= Currie-Foot mission =

1945 Allied negotiations with Switzerland on economic warfare

The Currie–Foot mission (German and French: mission Currie-Foot) was a set of negotiations held in Bern from 12 February to 8 March 1945 between Switzerland and the Western Allies of the Second World War (the United States, United Kingdom, and France). It aimed to halt Swiss economic dealings with Nazi Germany and to neutralize German financial resources in Switzerland. The continued Allied pressure that followed led to the Washington Agreement of 1946.
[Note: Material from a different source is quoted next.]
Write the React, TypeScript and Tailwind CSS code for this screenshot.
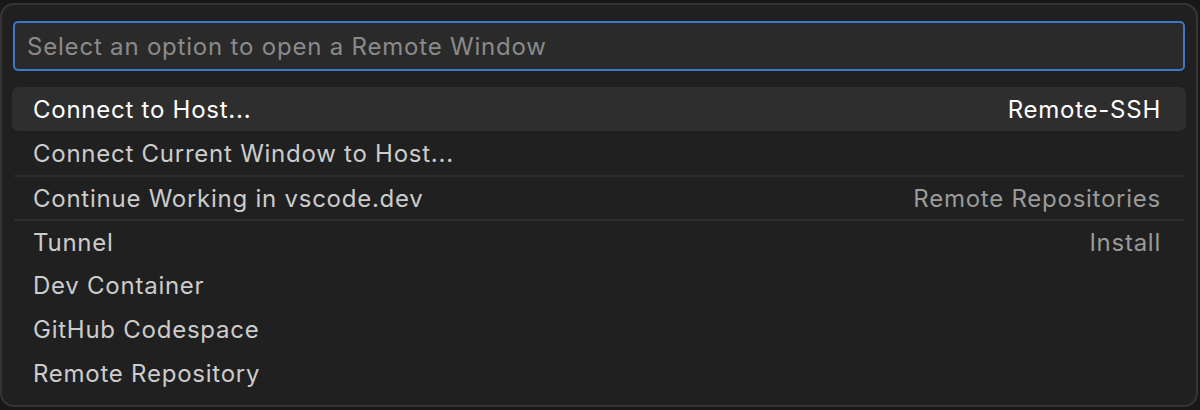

== Delegations and aims ==

The Swiss delegation was led by William Rappard, with Walter Stucki as its dominant figure. The three Allied delegations were headed by Lauchlin Currie (United States), Dingle Foot (United Kingdom), and Paul Charguéraud (France). The Allies' objective was to cause Swiss deliveries to the Reich to cease, so as to hasten its collapse, and to destroy its financial resources in Switzerland so as to prevent it from rebuilding its strength after the war.

== Outcome ==

Bern agreed to freeze German assets and funds in Switzerland (decision of 16 February), to restrict the transit of goods between Germany and northern Italy, to reduce trade with the Reich to a minimum, and to limit gold purchases to the needs of the German diplomatic services in Switzerland. Switzerland was thus drawn into Allied economic policy. Its neutrality was affected, though Bern was able to avoid declaring war on the Reich. Allied pressure continued and led to the Washington Agreement in 1946.

== Bibliography ==

=== Sources ===
- Foreign Relations of the United States, 1944, vol. V.
- Documents diplomatiques suisses, vols. 15 and 16.

=== Works ===
- M. Durrer, "Les négociations économiques entre Alliés et Suisses à la veille de la défaite du Troisième Reich", in Relations internationales, 30, 1982, pp. 193–207.
- Eizenstat Report, 1997.
- Publications of the Bergier Commission (CIE/UEK), vol. 16.